Yes, these errors indicate that the underlying system serving the data, i.e. the ECCO data portal, is unreliable in some way. Unfortunately, that system is run by NASA and is basically out of our control, so it's not clear how we could help improve its reliability.
If I were in charge, I would just drop the data in Google Cloud Storage and call it a day. 😉
If I were in charge, I would just drop the data in Google Cloud Storage and call it a day. 😉
Just being curious. If someone managed get the data in their own HTTP server, Google Drive or somewhere else, is there a way to tell llcreader.ECCOPortalLLC4320Model
to point to that location instead? Any advice?
Absolutely, that would work just fine. You would just create a custom subclass of LLC4320Model
and point it at your server. Here is the one for the ECCO portal. It's pretty simple.
You could do this in public (and share it here), or in private, and just provide access to a select group. Would also work with and FTP server or anything else supported by filesystem-spec. (You could even put it in Dropbox! 😆 )
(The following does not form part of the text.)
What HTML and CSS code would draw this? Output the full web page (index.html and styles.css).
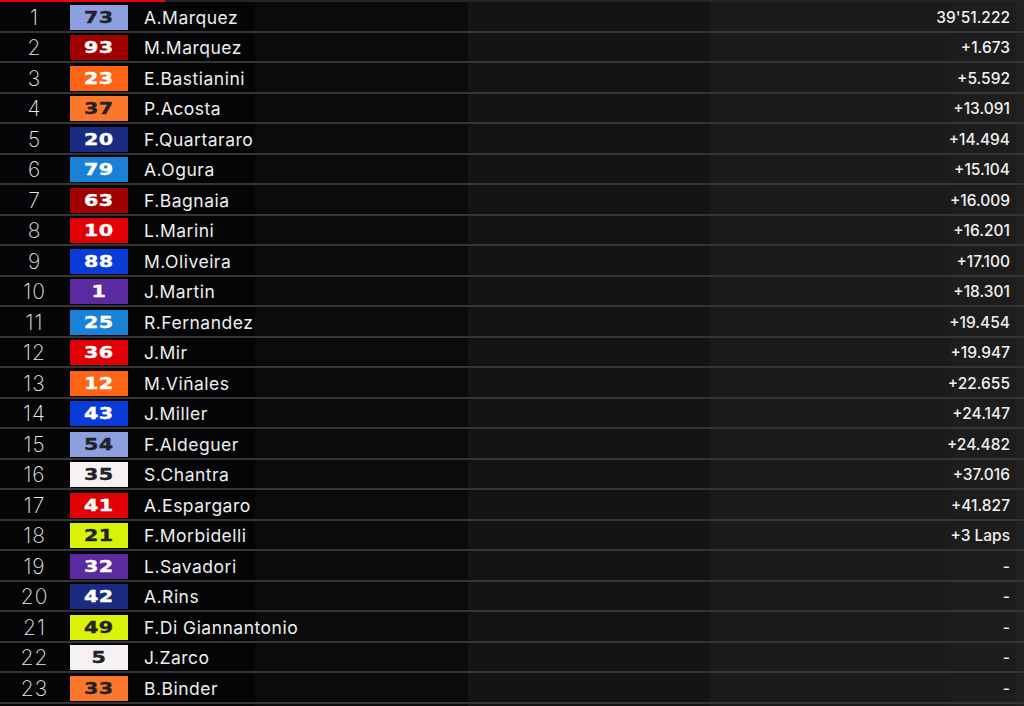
FILE: index.html
```html
<!DOCTYPE html>
<html>
<head>
<meta charset="utf-8">
<link rel="stylesheet" href="styles.css">
</head>
<body>
<div class="progress"><div class="progress-fill"></div></div>
<div class="results">
  <div class="row"><span class="pos">1</span><span class="num c-peri dark"><b>73</b></span><span class="name">A.Marquez</span><span class="gap">39'51.222</span></div>
  <div class="row"><span class="pos">2</span><span class="num c-maroon"><b>93</b></span><span class="name">M.Marquez</span><span class="gap">+1.673</span></div>
  <div class="row"><span class="pos">3</span><span class="num c-orange"><b>23</b></span><span class="name">E.Bastianini</span><span class="gap">+5.592</span></div>
  <div class="row"><span class="pos">4</span><span class="num c-ktm dark"><b>37</b></span><span class="name">P.Acosta</span><span class="gap">+13.091</span></div>
  <div class="row"><span class="pos">5</span><span class="num c-navy"><b>20</b></span><span class="name">F.Quartararo</span><span class="gap">+14.494</span></div>
  <div class="row"><span class="pos">6</span><span class="num c-sky"><b>79</b></span><span class="name">A.Ogura</span><span class="gap">+15.104</span></div>
  <div class="row"><span class="pos">7</span><span class="num c-maroon"><b>63</b></span><span class="name">F.Bagnaia</span><span class="gap">+16.009</span></div>
  <div class="row"><span class="pos">8</span><span class="num c-red"><b>10</b></span><span class="name">L.Marini</span><span class="gap">+16.201</span></div>
  <div class="row"><span class="pos">9</span><span class="num c-blue"><b>88</b></span><span class="name">M.Oliveira</span><span class="gap">+17.100</span></div>
  <div class="row"><span class="pos">10</span><span class="num c-purple"><b>1</b></span><span class="name">J.Martin</span><span class="gap">+18.301</span></div>
  <div class="row"><span class="pos">11</span><span class="num c-sky"><b>25</b></span><span class="name">R.Fernandez</span><span class="gap">+19.454</span></div>
  <div class="row"><span class="pos">12</span><span class="num c-red"><b>36</b></span><span class="name">J.Mir</span><span class="gap">+19.947</span></div>
  <div class="row"><span class="pos">13</span><span class="num c-orange"><b>12</b></span><span class="name">M.Viñales</span><span class="gap">+22.655</span></div>
  <div class="row"><span class="pos">14</span><span class="num c-blue"><b>43</b></span><span class="name">J.Miller</span><span class="gap">+24.147</span></div>
  <div class="row"><span class="pos">15</span><span class="num c-peri dark"><b>54</b></span><span class="name">F.Aldeguer</span><span class="gap">+24.482</span></div>
  <div class="row"><span class="pos">16</span><span class="num c-white dark"><b>35</b></span><span class="name">S.Chantra</span><span class="gap">+37.016</span></div>
  <div class="row"><span class="pos">17</span><span class="num c-red"><b>41</b></span><span class="name">A.Espargaro</span><span class="gap">+41.827</span></div>
  <div class="row"><span class="pos">18</span><span class="num c-lime dark"><b>21</b></span><span class="name">F.Morbidelli</span><span class="gap">+3 Laps</span></div>
  <div class="row"><span class="pos">19</span><span class="num c-purple"><b>32</b></span><span class="name">L.Savadori</span><span class="gap">-</span></div>
  <div class="row"><span class="pos">20</span><span class="num c-navy"><b>42</b></span><span class="name">A.Rins</span><span class="gap">-</span></div>
  <div class="row"><span class="pos">21</span><span class="num c-lime dark"><b>49</b></span><span class="name">F.Di Giannantonio</span><span class="gap">-</span></div>
  <div class="row"><span class="pos">22</span><span class="num c-white dark"><b>5</b></span><span class="name">J.Zarco</span><span class="gap">-</span></div>
  <div class="row"><span class="pos">23</span><span class="num c-ktm dark"><b>33</b></span><span class="name">B.Binder</span><span class="gap">-</span></div>
</div>
</body>
</html>
```
FILE: styles.css
```css
html, body {
  margin: 0;
  padding: 0;
}
body {
  width: 1024px;
  height: 706px;
  overflow: hidden;
  background: linear-gradient(to right,
    #050507 0px, #050507 255px,
    #0b0b0b 255px, #0b0b0b 468px,
    #141414 468px, #141414 710px,
    #1b1b1b 710px, #1b1b1b 950px,
    #1d1d1d 950px, #1d1d1d 1016px,
    #222222 1016px, #222222 1024px);
  color: #f0f0f0;
  font-family: "Inter", "DejaVu Sans", sans-serif;
}
.progress {
  height: 2px;
  background: #242424;
}
.progress-fill {
  width: 165px;
  height: 2px;
  background: #e8000b;
}
.results {
  display: flex;
  flex-direction: column;
}
.row {
  box-sizing: border-box;
  height: 30.5px;
  padding-top: 2px;
  border-bottom: 2px solid #353535;
  display: grid;
  grid-template-columns: 70px 58px 1fr auto;
  align-items: center;
}
.pos {
  text-align: center;
  font-family: "Inter", sans-serif;
  font-weight: 200;
  font-size: 21px;
  letter-spacing: 1px;
  color: #e8e8e8;
  padding-right: 1px;
}
.num {
  height: 25px;
  display: flex;
  align-items: center;
  justify-content: center;
  color: #ffffff;
}
.num b {
  display: inline-block;
  font-family: "DejaVu Sans", sans-serif;
  font-weight: bold;
  font-size: 16.5px;
  letter-spacing: 0.3px;
  -webkit-text-stroke: 0.4px currentColor;
  transform: scaleX(1.25);
}
.num.dark { color: #222226; }
.name {
  padding-left: 16px;
  font-family: "Inter", sans-serif;
  font-size: 17.5px;
  letter-spacing: 0.5px;
  font-weight: 400;
  color: #eeeeee;
  white-space: nowrap;
}
.gap {
  padding-right: 14px;
  font-family: "Inter", sans-serif;
  font-size: 15.5px;
  font-weight: 500;
  color: #f0f0f0;
  text-align: right;
}
.c-peri { background: #8e9fdf; }
.c-maroon { background: #a00000; }
.c-orange { background: #ff6414; }
.c-ktm { background: #fa772c; }
.c-navy { background: #1b2b82; }
.c-sky { background: #1a82d6; }
.c-red { background: #e00005; }
.c-blue { background: #0b3bd6; }
.c-purple { background: #5a2a9e; }
.c-white { background: #f6f2f3; }
.c-lime { background: #d9f20a; }
```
Nice! I'll give it a try with a subset of the data, and see how it behaves. Thanks!
Thanks for this. Why do you need to set dask.config.set(scheduler='single-threaded')
when doing this?
When I don't use that option, I am getting an error "ClientOSError: Cannot write to closing transport" (at least sometimes). Wondering, if that also related to some NASA side server issues?
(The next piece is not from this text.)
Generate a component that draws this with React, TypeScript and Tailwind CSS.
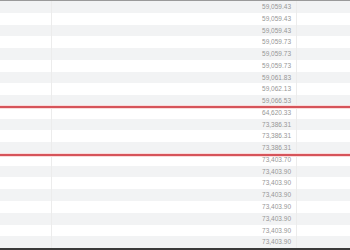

Also, btw it seems like @rabernat suggested solution is also failing sometimes on the server and 10 retries are not enough. I am managing to get failures even with retries set at 1000+. Also, the download speeds are around 0.35MBps for me, which seems really slow.
This is the code I am using to download data from a small region (with multiple Z levels) - https://gist.github.com/dhruvbalwada/0b1dc9c7002c278056f6e3320a45b9da . I had to switch to something where I am downloading one snapshot (~150MB) in time at a time, since downloading all time steps at once (~1TB) was not going to work. However, it is taking almost 10mins to download 150MB, which would put me at about 2 months to download one years worth of data. Was it silly to think that I could download this data using this platform (since it is so huge)? or are things going so slow because of some server side issues? or are things slow because I am requesting multiple levels at once? Any help on downloading this data faster would be appreciated.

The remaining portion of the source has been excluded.